In February 2009, Burger was appointed as a member to the President's Economic Recovery Advisory Board to provide the president and his administration with advice and counsel in fixing America's economic downturn. For 2011 she was a Fellow at Harvard University's Advanced Leadership Initiative.

== Biography ==
Burger, born in Levittown, Pennsylvania, and daughter of a disabled truck driver and a nurse, began her activist career in 1972 as a welfare worker. It was there she became involved in her local union. Burger organized a walkout in efforts to create a safer working environment for the office. Burger became more active in her union, and quickly moved through the ranks of the local union. Burger became SEIU local 668's first full-time woman president before moving onto the SEIU International office in Washington, DC, to work as National Director of Field Operations, under former SEIU president John Sweeney. Burger successfully ran Sweeney's campaign for president of the AFL-CIO. She was elected Executive Vice President of SEIU, and Secretary-Treasurer in 2001, and announced her retirement on August 11, 2010.
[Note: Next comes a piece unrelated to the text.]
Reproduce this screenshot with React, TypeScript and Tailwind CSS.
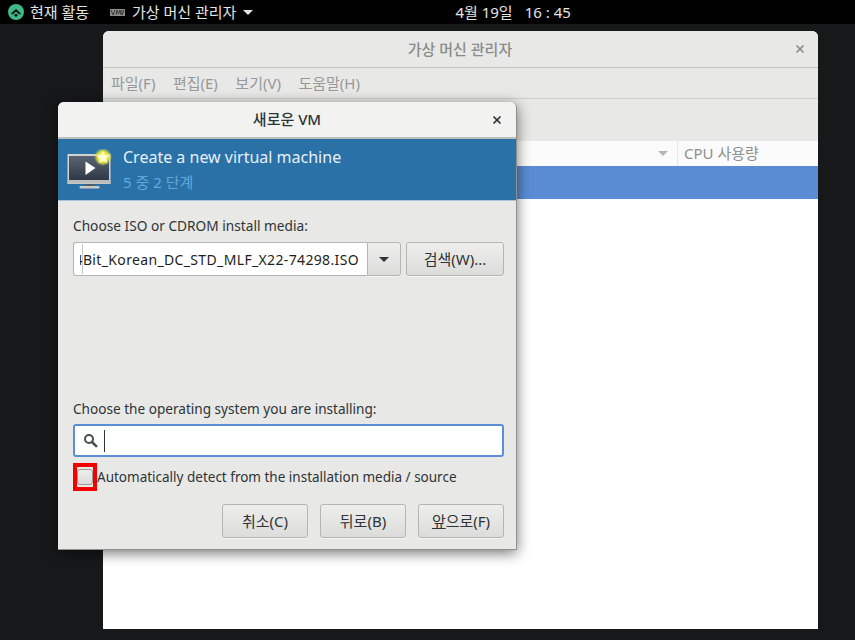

Burger and Stern called for a change in the AFL-CIO's strategies in June 2004. By the summer of 2005, 6 unions (including SEIU) withdrew their membership to the AFL-CIO, and created a new labor coalition, the Change to Win Federation. On September 27, 2005, Burger was elected Chair of the breakaway coalition. As the Chair of Change to Win, Burger became the first woman to lead an American labor coalition.

In December 2009, the conservative Americans for Tax Reform organization formally requested a federal investigation of Burger, claiming that she is an unregistered lobbyist, in violation of the Lobbyist Disclosure Act. However, upon investigating the matter, the U.S. Senate Secretary found the alleged charge of Burger as a federal lobbyist to be false, and closed her office's file on the matter.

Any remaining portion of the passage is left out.